Louisiana Rev. Stats. § 14:91.5. forbids “intentional use of a social networking website by a person who is required to register as a sex offender” who had been convicted of sex crimes against minors or of video voyeurism. The statute defines social network website, and excludes:
(i) An Internet website that provides only one of the following services: photo-sharing, electronic mail, or instant messaging.
(ii) An Internet website the primary purpose of which is the facilitation of commercial transactions involving goods or services between its members or visitors.
(iii) An Internet website the primary purpose of which is the dissemination of news.
(iv) An Internet website of a governmental entity….
Yesterday’s Louisiana Court of Appeal decision in State v. McMahon (written by Judge Jeff Cox and joined by Chief Judge D. Milton Moore III and Judge Frances Jones Pitman) reasoned that the Louisiana statute differed from the similar North Carolina statute struck down by the U.S. Supreme Court in Packingham v. N.C., for two reasons:
[1.] By tailoring the statute, the Louisiana legislature has targeted those offenders who “often pose a high risk of engaging in … crimes against victims who are minors even after being released from incarceration” which is “of paramount governmental interest.” …
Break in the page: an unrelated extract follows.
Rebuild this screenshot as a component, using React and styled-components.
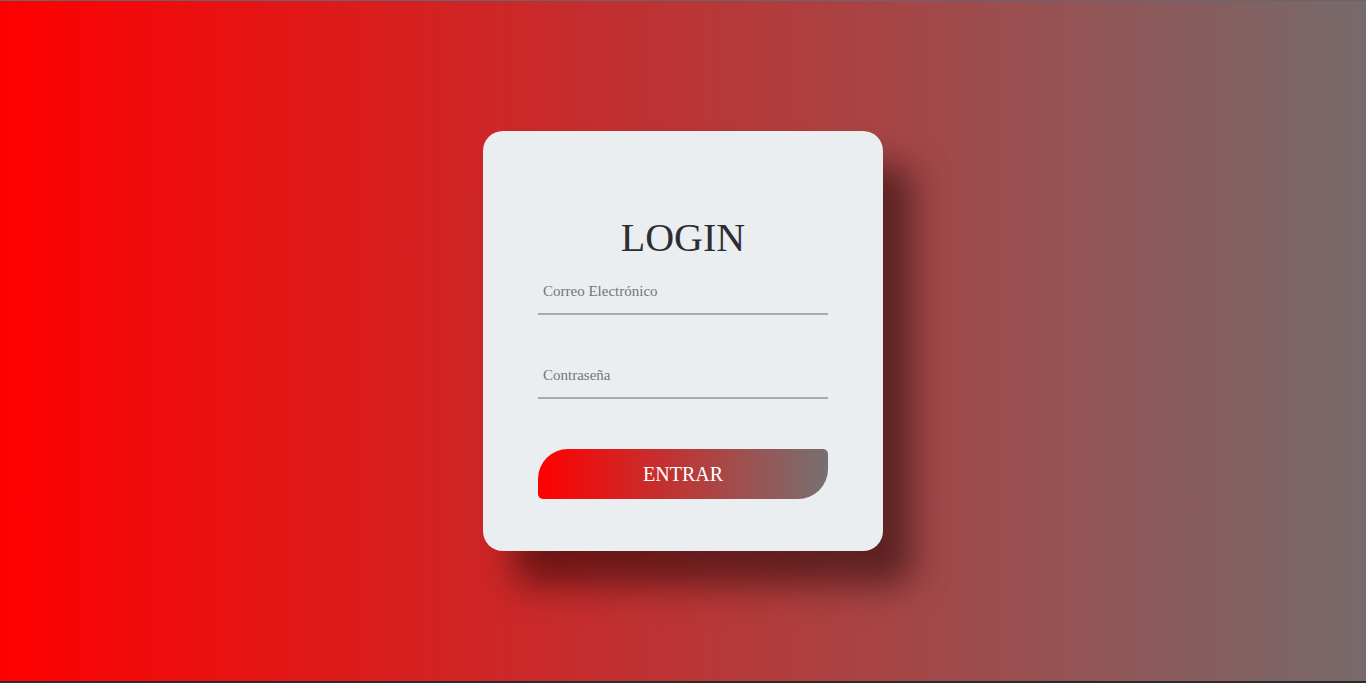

[2.] Louisiana has two additional exclusions to the definition of social networking website: “An Internet website the primary purpose of which is the dissemination of news”; and “An Internet website of a governmental entity.” The North Carolina statute prevented access to social networking websites. The Louisiana statute is distinguishable from the North Carolina statute because it does not prevent access to social networking websites, it only prevents use of the websites. “Use” is defined in the Louisiana statute as “to create a profile on a social networking website or to contact or attempt to contact other users of the social networking website.”
These distinctions between the two statutes speak directly to the concerns of the Supreme Court that offenders would not have access to sources for current events, checking employment ads, and “exploring the vast realms of human thought and knowledge.” …
Congratulations to Assistant D.A. Justin A. Wooley, who represented the state.